I have always been a bit irritated by the marketing line about the company who’s really good/big at X you’ve never heard of, but ought to: how is that my fault? Do more outreach or stop whining, say I (and don’t ever try the ‘stealth marketing’ line on me again).

But it is at the same time really good for customers and the overall health of the market to know there are options for projects or even more in business software that aren’t the standard two or three ‘usual suspects’. Even better: when these other options aren’t start-ups but have longevity and an established customer reference base to talk to.

Infor Global Solutions, previously Agilisys, a privately-held US firm that specialises in software from financial systems and resource planning (ERP) to supply chain and customer relationships, meets that criterion.

Chances are you won’t be that familiar with the name but you probably will be with some of its constituents. Assembled Lego-style from all sorts of companies over the past decade – remember brands like SSA Global, Systems Union, GEAC, Qurius? – UK customers like BAE Air Systems, Cadbury’s, Scottish & Newcastle and Trinity Mirror are served along with the base cohort of mid market manufacturers (SSA for instance was all about manufacturing and the IBM AS/400/iSeries, of course) the conglomerate now serves.

What’s Infor about ‘really,’ though? All companies need a focus. The firm of 2010 says is all about connectivity and data sharing of a range of back-end enterprise apps in what is held to be an easy to use workflow and reporting front-end, mainly for mid-range companies.

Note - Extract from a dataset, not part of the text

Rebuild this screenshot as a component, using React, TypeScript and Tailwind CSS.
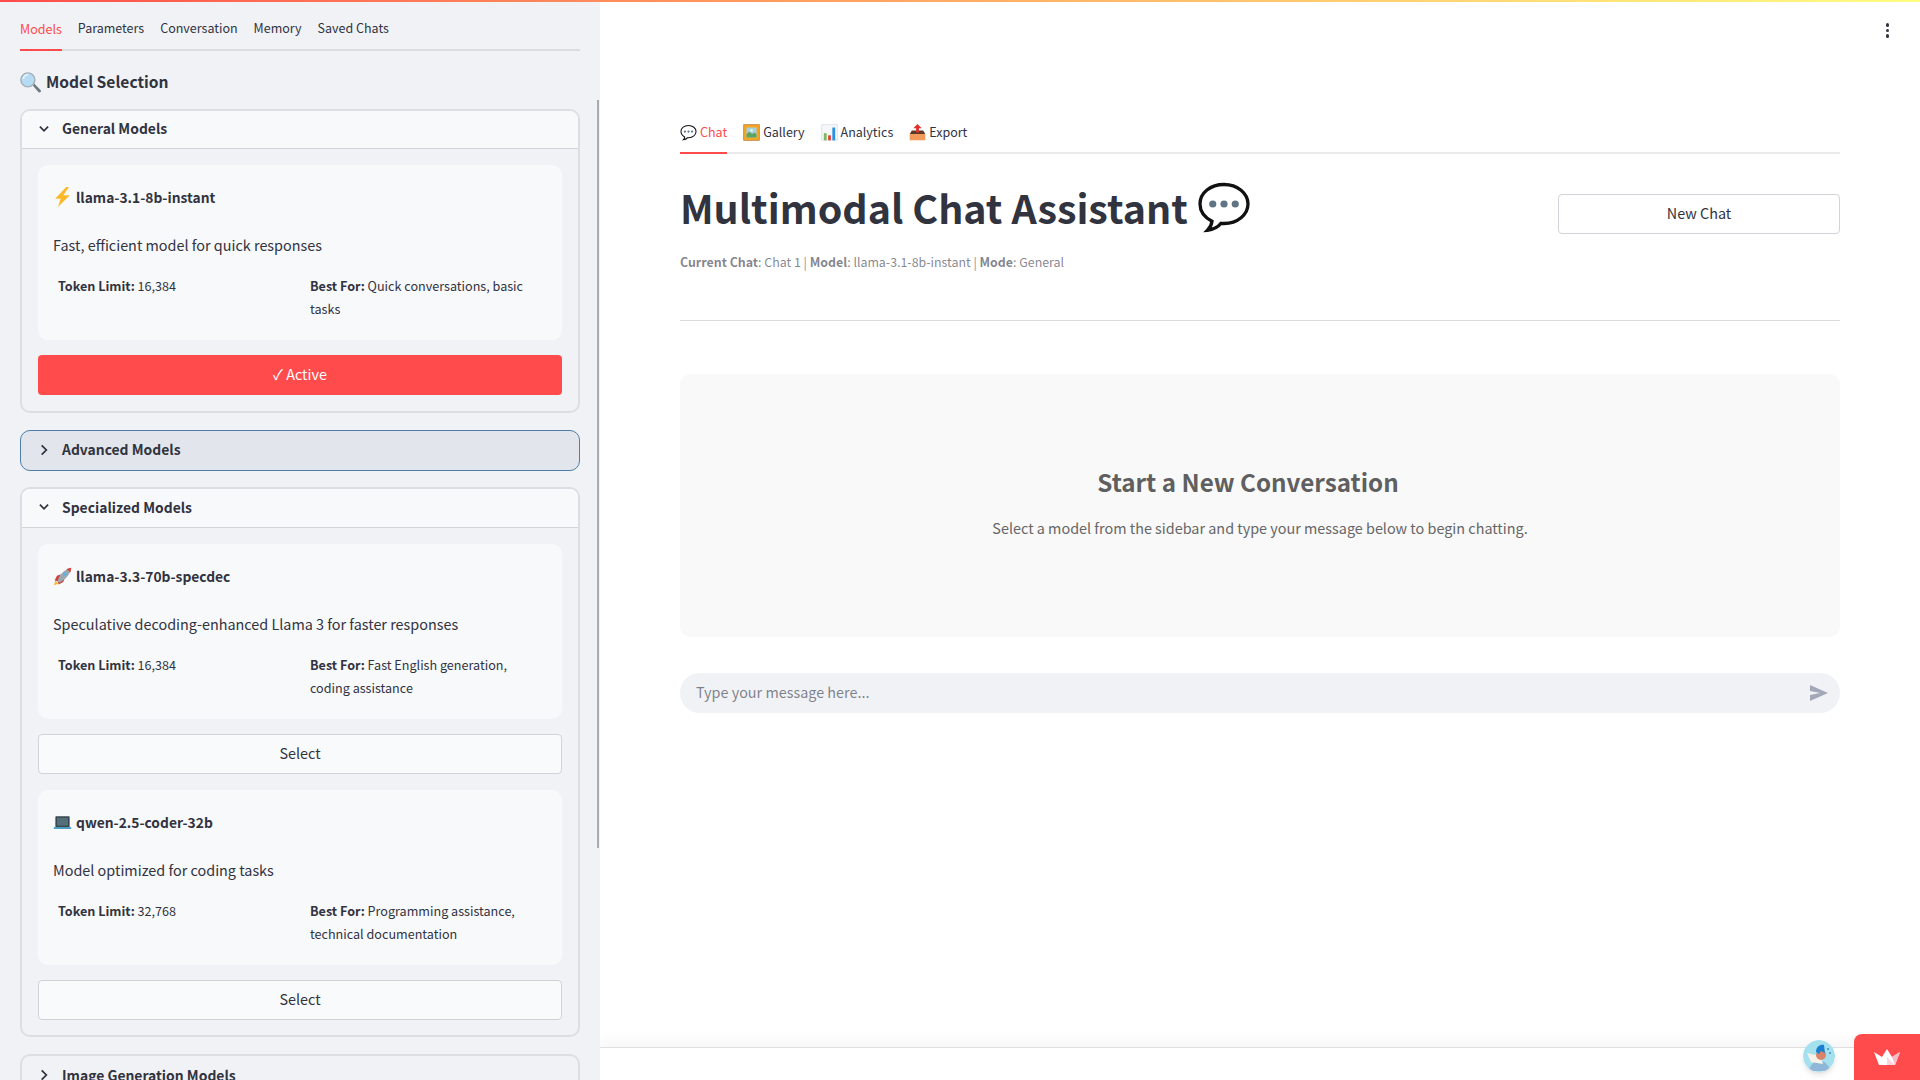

This is at least the aim of its recently announced ION system, its Senior Vice President of Global Product Development Soma Somasundaram told CBR, with the emphasis being on easier "application integration, business process management, and shared data reporting".

Why would such companies need such a system? "Our software aligns the technology with the way these smaller businesses operate in the real world – by exchanging entire documents such as sales orders or purchase orders rather than individual bits of data," he claims. "This type of integration has previously only been affordable to the biggest corporations with huge budgets for middleware projects."

The clue to why companies like Infor will always exist is in that last sentence: the firm of 2010 at least is all about trying to offer more affordable functionality to mid sized firms that the likes of SAP and Oracle will ‘eventually’ get round to, once their heartland enterprise customers are taken care of.

It’s a fine idea, and so you won’t be surprised to hear that Infor is set to provide a new cloud initiative based on Microsoft Azure and continues to research niche opportunities for mid market manufacturing players in order to identify opportunities to what it calls reduce complexity and you and I call putting bread on the table.

ION will find a market – not a huge one and Oracle needn’t worry. But it will be of use to a good chunk of the global ERP and business software base that don’t always want to buy the latest and greatest from the Big Boys. And it’s good to see that companies like SSA that had such terrific legacy still have some relevance in today’s world; a legacy, of course, that only has value if it continues to help mid-size firms meet the challenges they face today, not yesterday.